Da hierarquia à singularidade
A partir dessa oposição, Virgínia convidou os participantes do encontro, em sua maioria professoras e professores, a refletirem sobre os caminhos mais comumente trilhados pelo ensino escolar. “Ensinar uma criança é transmitir informações sobre um mundo dado? Ou trabalhar na produção de subjetividade e na invenção do próprio mundo?”, questiona a pesquisadora, estimulando a renovação de perspectivas sobre as noções de conhecimento e aprendizado.
Em seguida, passamos a problematizar o próprio conceito de deficiência, tratado como um produto de opressivas estruturas sociais. “Quando comecei a trabalhar com deficiência visual, percebi rapidamente que eles tinham um modo de conhecer que não cabia na ideia de falta, de déficit, de deficiência. O mais importante é estudar o tato, a audição, o corpo multissensorial – e não o corpo sem visão”, contrapõe. A deficiência passa, então, a ser tratada como singularidade, e não como inferioridade ou falta.

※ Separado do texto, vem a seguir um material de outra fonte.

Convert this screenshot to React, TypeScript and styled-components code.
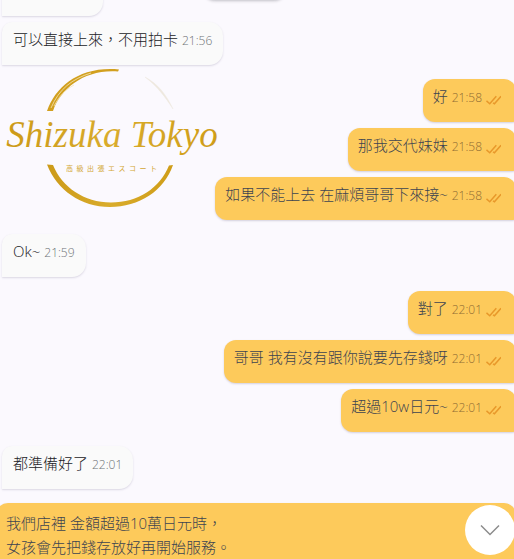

“O grande desafio para a deficiência visual, no caso da experiência com a arte, é que a pessoa seja capaz de perceber através do tato, ou do seu corpo multissensorial, o espírito de uma obra, a questão que a obra está trazendo”, defende, fazendo referência ao conceito de acessibilidade estética.

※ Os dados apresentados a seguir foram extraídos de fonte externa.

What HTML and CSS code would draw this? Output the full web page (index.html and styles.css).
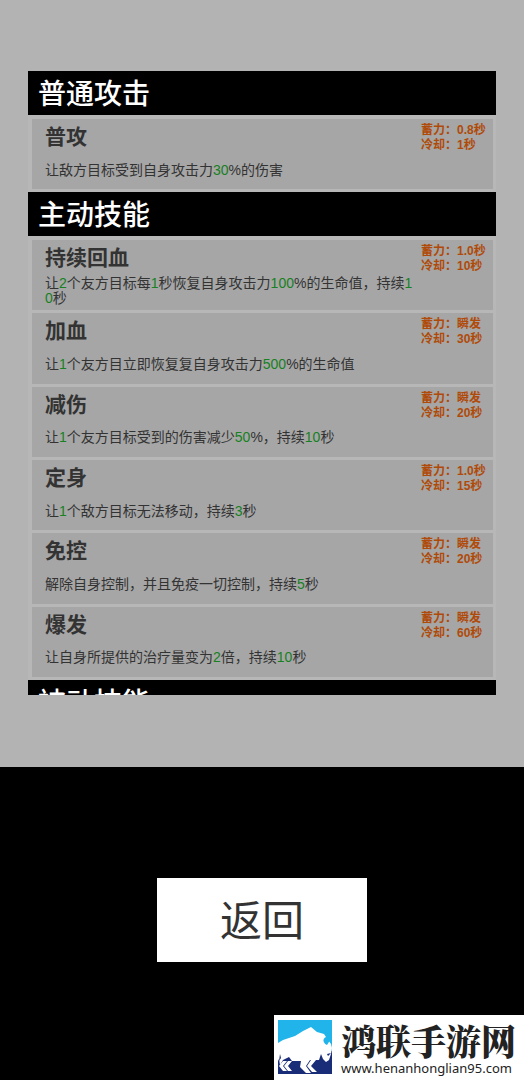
FILE: index.html
```
<!DOCTYPE html>
<html lang="zh-CN">
<head>
  <meta charset="utf-8">
  <meta name="viewport" content="width=device-width, initial-scale=1">
  <title>技能</title>
  <link rel="stylesheet" href="styles.css">
</head>
<body>
  <main class="panel">
    <div class="skill-list">
      <h2 class="group-title">普通攻击</h2>
      <ul class="group">
        <li class="skill">
          <div class="info">
            <h3>普攻</h3>
            <p><span>让敌方目标受到自身攻击力<b>30</b>%的伤害</span></p>
          </div>
          <div class="timing">蓄力：0.8秒<br>冷却：1秒</div>
        </li>
      </ul>

      <h2 class="group-title">主动技能</h2>
      <ul class="group group-active">
        <li class="skill">
          <div class="info">
            <h3>持续回血</h3>
            <p><span>让<b>2</b>个友方目标每<b>1</b>秒恢复自身攻击力<b>100</b>%的生命值，持续<b>10</b>秒</span></p>
          </div>
          <div class="timing">蓄力：1.0秒<br>冷却：10秒</div>
        </li>
        <li class="skill">
          <div class="info">
            <h3>加血</h3>
            <p><span>让<b>1</b>个友方目立即恢复复自身攻击力<b>500</b>%的生命值</span></p>
          </div>
          <div class="timing">蓄力：瞬发<br>冷却：30秒</div>
        </li>
        <li class="skill">
          <div class="info">
            <h3>减伤</h3>
            <p><span>让<b>1</b>个友方目标受到的伤害减少<b>50</b>%，持续<b>10</b>秒</span></p>
          </div>
          <div class="timing">蓄力：瞬发<br>冷却：20秒</div>
        </li>
        <li class="skill">
          <div class="info">
            <h3>定身</h3>
            <p><span>让<b>1</b>个敌方目标无法移动，持续<b>3</b>秒</span></p>
          </div>
          <div class="timing">蓄力：1.0秒<br>冷却：15秒</div>
        </li>
        <li class="skill">
          <div class="info">
            <h3>免控</h3>
            <p><span>解除自身控制，并且免疫一切控制，持续<b>5</b>秒</span></p>
          </div>
          <div class="timing">蓄力：瞬发<br>冷却：20秒</div>
        </li>
        <li class="skill">
          <div class="info">
            <h3>爆发</h3>
            <p><span>让自身所提供的治疗量变为<b>2</b>倍，持续<b>10</b>秒</span></p>
          </div>
          <div class="timing">蓄力：瞬发<br>冷却：60秒</div>
        </li>
      </ul>

      <h2 class="group-title">被动技能</h2>
    </div>
  </main>

  <div class="actions">
    <button type="button" class="back">返回</button>
  </div>

  <footer class="site">
    <svg class="site-logo" viewBox="0 0 54 54" aria-hidden="true">
      <path fill="#20b4ea" d="M0 0h54v31H0z"/>
      <path fill="#182c78" d="M0 31h54v23H0z"/>
      <path fill="#fff" d="M0 23L5 20 17 16 25 11 33 7 39 12 46 14 50 20 53 24 54 28 53 34 51 40 48 42 45 39 43 34 41 40H32L28 46 33 53H28L22 47 23 41H14L11 37 5 40 2 45 1 39 0 41z"/>
      <path fill="#fff" d="M5 41h4l-4 5 4 5H5l-4-5zM10 41h4l-4 5 4 5h-4l-4-5zM33 40h5l-5 6 6 6h-5l-5-6z"/>
      <path fill="#20b4ea" d="M47 12c5 2 7 7 2 13-4-2-5-6-1-8 1-1 0-3-1-5z"/>
      <path fill="#182c78" d="M49 34l4-1-3 3zM2 34l1 4-2 3z"/>
    </svg>
    <div class="site-text">
      <strong>鸿联手游网</strong>
      <a href="#">www.henanhonglian95.com</a>
    </div>
  </footer>
</body>
</html>
```

FILE: styles.css
```
* {
  box-sizing: border-box;
}

body {
  margin: 0;
  min-height: 100vh;
  display: flex;
  flex-direction: column;
  background: #000;
  color: #333;
  font-family: "Liberation Sans", "Noto Sans CJK SC", sans-serif;
}

h2, h3, p, ul {
  margin: 0;
  padding: 0;
}

.panel {
  padding: 71px 28px 72px;
  background: #b3b3b3;
}

.skill-list {
  height: 624px;
  overflow-y: auto;
  scrollbar-width: none;
  background: #b7b7b7;
}

.group-title {
  height: 44px;
  padding-left: 10px;
  background: #000;
  color: #fff;
  font-size: 28px;
  font-weight: 500;
  line-height: 48px;
}

.group {
  display: flex;
  flex-direction: column;
  gap: 3px;
  padding: 4px 3px 3px 4px;
  list-style: none;
}

.group-active {
  min-height: 444px;
}

.skill {
  flex: 1 1 0px;
  display: flex;
  min-height: 70px;
  padding-left: 13px;
  background: #a6a6a6;
}

.info {
  flex: 1;
  display: flex;
  flex-direction: column;
  padding-right: 6px;
}

.info h3 {
  padding-top: 4px;
  font-size: 21px;
  font-weight: 700;
  line-height: 28px;
}

.info p {
  flex: 1;
  display: flex;
  align-items: center;
  font-size: 14px;
  line-height: 15px;
  word-break: break-all;
}

.info b {
  color: #17801f;
  font-weight: 400;
}

.timing {
  width: 72px;
  padding-top: 4px;
  color: #b04a08;
  font-size: 12px;
  font-weight: 700;
  line-height: 15px;
}

.actions {
  flex: 1;
  padding-top: 111px;
  text-align: center;
}

.back {
  width: 40%;
  height: 84px;
  padding: 0 0 6px;
  border: 0;
  background: #fff;
  color: #333;
  font: 400 42px "Noto Sans CJK SC", sans-serif;
  cursor: pointer;
}

.site {
  align-self: flex-end;
  display: flex;
  align-items: flex-start;
  gap: 9px;
  height: 65px;
  padding: 5px 8px 0 4px;
  background: #fff;
}

.site-logo {
  width: 54px;
  height: 54px;
}

.site-text {
  display: flex;
  flex-direction: column;
  color: #222;
}

.site-text strong {
  font-family: "Noto Serif CJK SC", "Noto Sans CJK SC", serif;
  font-size: 35px;
  font-weight: 900;
  line-height: 40px;
}

.site-text a {
  color: #222;
  font-family: "Noto Sans", sans-serif;
  font-size: 13px;
  line-height: 16px;
  text-decoration: none;
}
```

Como provocação final aos participantes, Virgínia ressaltou a importância de se trabalhar com grupos heterogêneos entre videntes e não-videntes, constituindo uma política de partilha, encontro e troca de experiências. “Você se relacionar com uma pessoa com deficiência é você se abrir para outros sentidos e tentar sair um pouco do que a gente chama de visuocentrismo. E quem é beneficiado com a inclusão? Todos”, sintetiza.